--- Data lines ---
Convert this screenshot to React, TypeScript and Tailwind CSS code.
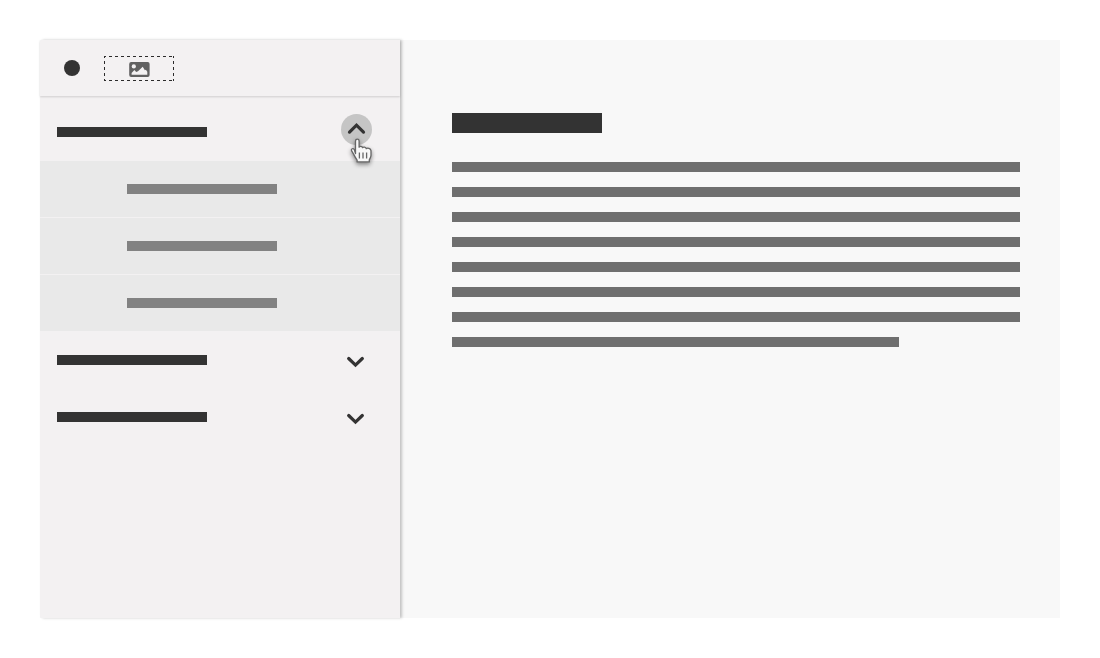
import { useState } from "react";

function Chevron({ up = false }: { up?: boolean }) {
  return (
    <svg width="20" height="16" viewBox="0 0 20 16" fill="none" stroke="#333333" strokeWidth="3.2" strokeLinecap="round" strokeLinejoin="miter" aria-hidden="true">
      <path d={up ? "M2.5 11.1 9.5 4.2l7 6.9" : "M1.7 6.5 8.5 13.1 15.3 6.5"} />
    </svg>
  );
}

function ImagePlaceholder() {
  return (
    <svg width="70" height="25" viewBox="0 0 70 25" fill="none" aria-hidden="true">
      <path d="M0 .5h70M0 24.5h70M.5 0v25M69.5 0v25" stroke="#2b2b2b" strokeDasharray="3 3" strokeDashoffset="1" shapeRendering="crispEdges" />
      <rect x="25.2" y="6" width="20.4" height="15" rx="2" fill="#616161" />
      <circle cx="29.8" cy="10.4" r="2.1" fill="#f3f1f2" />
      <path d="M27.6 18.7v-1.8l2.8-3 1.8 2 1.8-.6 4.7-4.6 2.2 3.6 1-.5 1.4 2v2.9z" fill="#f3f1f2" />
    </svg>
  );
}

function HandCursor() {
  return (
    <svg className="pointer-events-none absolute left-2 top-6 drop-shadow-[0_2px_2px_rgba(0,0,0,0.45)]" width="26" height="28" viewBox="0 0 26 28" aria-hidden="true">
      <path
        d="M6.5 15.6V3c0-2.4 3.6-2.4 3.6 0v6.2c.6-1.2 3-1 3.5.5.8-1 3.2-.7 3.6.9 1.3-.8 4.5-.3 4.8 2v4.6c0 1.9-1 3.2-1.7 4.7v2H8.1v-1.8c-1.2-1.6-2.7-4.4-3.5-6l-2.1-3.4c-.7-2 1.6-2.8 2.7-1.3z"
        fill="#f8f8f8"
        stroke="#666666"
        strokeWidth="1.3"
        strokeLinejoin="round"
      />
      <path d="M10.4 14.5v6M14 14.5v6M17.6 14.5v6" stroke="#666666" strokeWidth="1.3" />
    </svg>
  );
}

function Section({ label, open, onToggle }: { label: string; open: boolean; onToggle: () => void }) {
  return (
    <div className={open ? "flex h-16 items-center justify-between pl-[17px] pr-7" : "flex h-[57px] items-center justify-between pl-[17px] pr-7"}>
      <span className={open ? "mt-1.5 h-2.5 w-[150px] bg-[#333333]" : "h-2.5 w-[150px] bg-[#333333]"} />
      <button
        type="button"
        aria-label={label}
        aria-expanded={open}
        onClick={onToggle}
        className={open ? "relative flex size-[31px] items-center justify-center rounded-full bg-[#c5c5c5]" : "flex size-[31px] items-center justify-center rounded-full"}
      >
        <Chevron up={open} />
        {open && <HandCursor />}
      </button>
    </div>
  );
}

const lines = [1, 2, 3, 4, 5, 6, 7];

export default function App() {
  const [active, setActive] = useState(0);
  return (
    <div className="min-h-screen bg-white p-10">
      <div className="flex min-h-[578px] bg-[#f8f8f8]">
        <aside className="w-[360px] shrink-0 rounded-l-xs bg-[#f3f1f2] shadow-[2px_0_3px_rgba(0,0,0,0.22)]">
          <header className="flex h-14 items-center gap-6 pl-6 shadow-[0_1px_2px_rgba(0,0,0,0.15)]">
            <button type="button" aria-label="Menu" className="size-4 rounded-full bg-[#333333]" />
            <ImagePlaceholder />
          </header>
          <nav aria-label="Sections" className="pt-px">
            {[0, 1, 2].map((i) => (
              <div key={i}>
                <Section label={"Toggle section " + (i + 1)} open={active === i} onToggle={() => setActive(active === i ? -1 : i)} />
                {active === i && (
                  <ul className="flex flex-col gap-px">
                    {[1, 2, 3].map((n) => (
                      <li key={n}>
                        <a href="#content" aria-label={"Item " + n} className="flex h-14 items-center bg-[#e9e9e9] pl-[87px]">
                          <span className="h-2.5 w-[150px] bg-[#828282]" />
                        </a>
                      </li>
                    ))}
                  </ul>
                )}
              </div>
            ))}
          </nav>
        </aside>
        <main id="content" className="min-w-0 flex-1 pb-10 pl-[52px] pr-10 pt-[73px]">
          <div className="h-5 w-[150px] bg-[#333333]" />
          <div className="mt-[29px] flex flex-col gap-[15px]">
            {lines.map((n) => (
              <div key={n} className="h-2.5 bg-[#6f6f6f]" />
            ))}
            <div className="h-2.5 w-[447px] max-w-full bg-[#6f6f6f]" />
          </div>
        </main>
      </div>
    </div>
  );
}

--- Problem ---
Transcribe the listing in full. Omit the pictures and keep every line exact.

--- Finished task ---
Convert this screenshot to React, TypeScript and Tailwind CSS code.
import { useState } from "react";

function Chevron({ up = false }: { up?: boolean }) {
  return (
    <svg width="20" height="16" viewBox="0 0 20 16" fill="none" stroke="#333333" strokeWidth="3.2" strokeLinecap="round" strokeLinejoin="miter" aria-hidden="true">
      <path d={up ? "M2.5 11.1 9.5 4.2l7 6.9" : "M1.7 6.5 8.5 13.1 15.3 6.5"} />
    </svg>
  );
}

function ImagePlaceholder() {
  return (
    <svg width="70" height="25" viewBox="0 0 70 25" fill="none" aria-hidden="true">
      <path d="M0 .5h70M0 24.5h70M.5 0v25M69.5 0v25" stroke="#2b2b2b" strokeDasharray="3 3" strokeDashoffset="1" shapeRendering="crispEdges" />
      <rect x="25.2" y="6" width="20.4" height="15" rx="2" fill="#616161" />
      <circle cx="29.8" cy="10.4" r="2.1" fill="#f3f1f2" />
      <path d="M27.6 18.7v-1.8l2.8-3 1.8 2 1.8-.6 4.7-4.6 2.2 3.6 1-.5 1.4 2v2.9z" fill="#f3f1f2" />
    </svg>
  );
}

function HandCursor() {
  return (
    <svg className="pointer-events-none absolute left-2 top-6 drop-shadow-[0_2px_2px_rgba(0,0,0,0.45)]" width="26" height="28" viewBox="0 0 26 28" aria-hidden="true">
      <path
        d="M6.5 15.6V3c0-2.4 3.6-2.4 3.6 0v6.2c.6-1.2 3-1 3.5.5.8-1 3.2-.7 3.6.9 1.3-.8 4.5-.3 4.8 2v4.6c0 1.9-1 3.2-1.7 4.7v2H8.1v-1.8c-1.2-1.6-2.7-4.4-3.5-6l-2.1-3.4c-.7-2 1.6-2.8 2.7-1.3z"
        fill="#f8f8f8"
        stroke="#666666"
        strokeWidth="1.3"
        strokeLinejoin="round"
      />
      <path d="M10.4 14.5v6M14 14.5v6M17.6 14.5v6" stroke="#666666" strokeWidth="1.3" />
    </svg>
  );
}

function Section({ label, open, onToggle }: { label: string; open: boolean; onToggle: () => void }) {
  return (
    <div className={open ? "flex h-16 items-center justify-between pl-[17px] pr-7" : "flex h-[57px] items-center justify-between pl-[17px] pr-7"}>
      <span className={open ? "mt-1.5 h-2.5 w-[150px] bg-[#333333]" : "h-2.5 w-[150px] bg-[#333333]"} />
      <button
        type="button"
        aria-label={label}
        aria-expanded={open}
        onClick={onToggle}
        className={open ? "relative flex size-[31px] items-center justify-center rounded-full bg-[#c5c5c5]" : "flex size-[31px] items-center justify-center rounded-full"}
      >
        <Chevron up={open} />
        {open && <HandCursor />}
      </button>
    </div>
  );
}

const lines = [1, 2, 3, 4, 5, 6, 7];

export default function App() {
  const [active, setActive] = useState(0);
  return (
    <div className="min-h-screen bg-white p-10">
      <div className="flex min-h-[578px] bg-[#f8f8f8]">
        <aside className="w-[360px] shrink-0 rounded-l-xs bg-[#f3f1f2] shadow-[2px_0_3px_rgba(0,0,0,0.22)]">
          <header className="flex h-14 items-center gap-6 pl-6 shadow-[0_1px_2px_rgba(0,0,0,0.15)]">
            <button type="button" aria-label="Menu" className="size-4 rounded-full bg-[#333333]" />
            <ImagePlaceholder />
          </header>
          <nav aria-label="Sections" className="pt-px">
            {[0, 1, 2].map((i) => (
              <div key={i}>
                <Section label={"Toggle section " + (i + 1)} open={active === i} onToggle={() => setActive(active === i ? -1 : i)} />
                {active === i && (
                  <ul className="flex flex-col gap-px">
                    {[1, 2, 3].map((n) => (
                      <li key={n}>
                        <a href="#content" aria-label={"Item " + n} className="flex h-14 items-center bg-[#e9e9e9] pl-[87px]">
                          <span className="h-2.5 w-[150px] bg-[#828282]" />
                        </a>
                      </li>
                    ))}
                  </ul>
                )}
              </div>
            ))}
          </nav>
        </aside>
        <main id="content" className="min-w-0 flex-1 pb-10 pl-[52px] pr-10 pt-[73px]">
          <div className="h-5 w-[150px] bg-[#333333]" />
          <div className="mt-[29px] flex flex-col gap-[15px]">
            {lines.map((n) => (
              <div key={n} className="h-2.5 bg-[#6f6f6f]" />
            ))}
            <div className="h-2.5 w-[447px] max-w-full bg-[#6f6f6f]" />
          </div>
        </main>
      </div>
    </div>
  );
}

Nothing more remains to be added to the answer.